By Dan Durkin-

(CBS) The parallels between the New Orleans Saints and Chicago Bears extend far beyond the 5-8 records they bring to the field for Monday’s matchup at Soldier Field. Disappointment runs deep in both cities, where unmet promises have been outweighed by poor play.

The same issues have plagued both teams – missed assignments, mental errors, dropped passes, imbalanced play-calling and an overall inability to overcome in-game adversity.

Where the comparisons end is that the Saints are still in the playoff hunt — thanks to the atrocious NFC South they play in – and their coach, Sean Payton, has taken a more aggressive approach to holding his team accountable for their inexcusable level of play.

Not only has the level of play been inexcusable, it’s been maddeningly inconsistent. The Saints have beaten the likes of the Packers and Steelers but have also thrown up clunkers like they did last week in their 41-10 loss to the Carolina Panthers, which was their fourth straight loss at home.

Clearly, the Carolina loss sent shockwaves throughout the organization. In the locker room after the game, veteran players spoke of a need for a higher level of professionalism and a full commitment to preparation.

Payton promised change both in his postgame presser and the day after, and he proved to be a man of his word.

In the wake of the fallout, accountability has taken many forms this week in New Orleans, from wide receiver Joe Morgan being released to benching strong safety Kenny Vaccaro (the team’s 2013 first-round draft pick) to a series of one-on-one meetings between team leaders and Payton.

Will these moves resonate within the locker room and be enough to keep the team’s playoff hopes alive?

Taking a step back, there’s somewhat of an explanation for the discord in the locker room. This past offseason, general manager Mickey Loomis had to make a series of cap-related decisions.

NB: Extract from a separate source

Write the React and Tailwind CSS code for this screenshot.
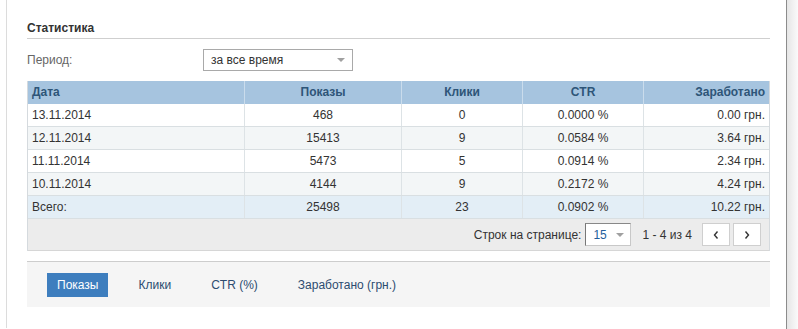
import React from "react";

const rows = [
  ["13.11.2014", "468", "0", "0.0000 %", "0.00 грн."],
  ["12.11.2014", "15413", "9", "0.0584 %", "3.64 грн."],
  ["11.11.2014", "5473", "5", "0.0914 %", "2.34 грн."],
  ["10.11.2014", "4144", "9", "0.2172 %", "4.24 грн."],
];

const align = ["text-left", "text-center", "text-center", "text-center", "text-right"];

function Row({ cells, bg }) {
  return (
    <div className={`grid grid-cols-[217px_157px_121px_121px_125px] h-[23px] border-b border-[#d9dfe2] ${bg}`}>
      {cells.map((c, i) => (
        <div
          key={i}
          className={`${align[i]} px-[4px] leading-[22px] ${i < 4 ? "border-r border-[#dde3e6]" : ""}`}
        >
          {c}
        </div>
      ))}
    </div>
  );
}

export default function App() {
  return (
    <div
      className="flex w-[798px] h-[329px] bg-white text-[12px] text-[#333]"
      style={{ fontFamily: '"Liberation Sans", Arial, sans-serif' }}
    >
      <div className="ml-[6px] w-[780px] h-[328px] border-l border-[#dcdcdc] pl-[20px] pr-[16px]">
        {/* Title */}
        <div className="pt-[21px] pb-[3px] leading-[14px] font-bold text-[#333] border-b border-[#cfcfcf]">
          Статистика
        </div>

        {/* Period */}
        <div className="flex items-center mt-[10px] h-[22px]">
          <div className="w-[176px] text-[#666]">Период:</div>
          <div className="relative w-[150px] h-[22px] border border-[#a9a9a9] bg-white flex items-center pl-[7px]">
            <span>за все время</span>
            <span className="absolute right-[7px] top-[8px] w-0 h-0 border-l-[4px] border-r-[4px] border-t-[4px] border-l-transparent border-r-transparent border-t-[#a0a0a0]" />
          </div>
        </div>

        {/* Table */}
        <div className="mt-[10px] border-l border-r border-[#d5dade]">
          <div className="grid grid-cols-[217px_157px_121px_121px_125px] h-[23px] bg-[#a6c4df] font-bold text-[#2e5578]">
            {["Дата", "Показы", "Клики", "CTR", "Заработано"].map((h, i) => (
              <div
                key={h}
                className={`${align[i]} px-[4px] leading-[23px] ${i < 4 ? "border-r border-[#cadcec]" : ""}`}
              >
                {h}
              </div>
            ))}
          </div>
          {rows.map((r, i) => (
            <Row key={i} cells={r} bg={i % 2 === 0 ? "bg-white" : "bg-[#f3f6f7]"} />
          ))}
          <Row cells={["Всего:", "25498", "23", "0.0902 %", "10.22 грн."]} bg="bg-[#e3eef6]" />

          {/* Pager */}
          <div className="h-[32px] bg-[#ececec] border-b border-[#d6d6d6] flex items-center justify-end pr-[8px]">
            <span className="text-[#333]">Строк на странице:</span>
            <div className="relative ml-[4px] w-[46px] h-[23px] bg-white border border-[#c8c8c8] border-l-[#777] border-t-[#888] flex items-center pl-[7px] text-[#245e9c]">
              15
              <span className="absolute right-[6px] top-[9px] w-0 h-0 border-l-[4px] border-r-[4px] border-t-[4px] border-l-transparent border-r-transparent border-t-[#a0a0a0]" />
            </div>
            <span className="ml-[11px] text-[#333]">1 - 4 из 4</span>
            <div className="ml-[10px] w-[28px] h-[23px] bg-white border border-[#cfcfcf] flex items-center justify-center">
              <svg width="8" height="10" viewBox="0 0 8 10">
                <path d="M5.5 1.5 L2.5 5 L5.5 8.5" fill="none" stroke="#333" strokeWidth="1.4" />
              </svg>
            </div>
            <div className="ml-[3px] w-[28px] h-[23px] bg-white border border-[#cfcfcf] flex items-center justify-center">
              <svg width="8" height="10" viewBox="0 0 8 10">
                <path d="M2.5 1.5 L5.5 5 L2.5 8.5" fill="none" stroke="#333" strokeWidth="1.4" />
              </svg>
            </div>
          </div>
        </div>

        {/* Tabs */}
        <div className="mt-[10px] h-[46px] border-t border-[#cdcdcd] bg-[#f5f5f5] flex items-center pl-[20px] gap-[20px] text-[#2c4c70]">
          <div className="h-[24px] px-[10px] flex items-center bg-[#3e7ebe] text-white">Показы</div>
          <div className="h-[24px] px-[10px] flex items-center">Клики</div>
          <div className="h-[24px] px-[10px] flex items-center">CTR (%)</div>
          <div className="h-[24px] px-[10px] flex items-center">Заработано (грн.)</div>
        </div>
      </div>
      <div className="w-[1px] h-full bg-[#8c8c8c]" />
      <div className="flex-1 h-full bg-gradient-to-r from-[#e6e6e6] to-[#fafafa]" />
    </div>
  );
}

There’s a price associated with an offense that has ranked in the top six in yardage every year since Payton and quarterback Drew Brees arrived in 2006. This season, the Saints spent more than any other team on their starting offense, and the lion’s share is tied up in a handful of players – $42.5 million guaranteed has been spent on Brees, guards Jahri Evans and Ben Grubbs, wide receiver Marques Colston and tight end Jimmy Graham.

In total, 12 players were let go this past offseason. The one piece the offense seems to be missing most is running back Darren Sproles, who ate up underneath zones as teams sat back in split-safety looks in fear of being beaten deep. He’s in Philadelphia now.

Without Sproles in the backfield, the Saints have become more of an 11 (three-wide receiver) personnel team and are more predictable with their run game from 12 personnel when Mark Ingram enters the game. Pierre Thomas remains an essential component to their screen and third-down passing attack.

Payton has been masterful at deploying a variety of personnel groupings and formations to scheme advantageous matchups that target one particular player or one particular area of opposing defenses. The Saints throw the ball 62.25 percent of the time, the sixth-highest percentage in the league.

Skewed play-calling, Graham’s health (shoulder issues), shoddy offensive line play and a lack of perimeter weapons who can get vertical and occupy safeties has limited Payton’s ability to attack the middle of the field, which is the cornerstone of the Saints’ scheme.

While Brees has only been sacked 20 times, he’s been under frequent pressure, particularly up the middle. Aside from his elite ability to read and diagnose defenses, what’s allowed Brees to excel despite not having ideal height is his ability to step up in the pocket to create throwing lanes and keep his eyes down the field.

Brees doesn’t have elite arm strength. Rather, he throws with great anticipation and accuracy. When pressured, he’s forced to reset, re-scan and throw from different arm angles, which cuts into his velocity.

Defensively, the Saints have been victimized by poor tackling and missed assignments, but they’re also missing consistent pressure off the edge to truly allow coordinator Rob Ryan’s hybrid (4-3 base) scheme to flourish.

Ryan is a week-to-week game planner who tailors his attack for each specific opponent. This requires strict attention to detail and precise execution on the field. The Saints are getting neither.

Outside of Junior Galette, the Saints aren’t getting enough push off the edge. Cameron Jordan had a strong season in 2013, totaling 12.5 sacks, but he has only six so far this season. Without the push up front and boasting an inconsistent coverage in the secondary, the Saints’ rush and coverage rarely works in tandem, and they’ve sunk near the bottom of the league (29th) in both pass and run defense.

With three winnable games remaining (Chicago, Atlanta and Tampa Bay), New Orleans is in control of its playoff destiny. However, unlike years past, this Saints team doesn’t put fear into opponents and would likely face an early playoff exit.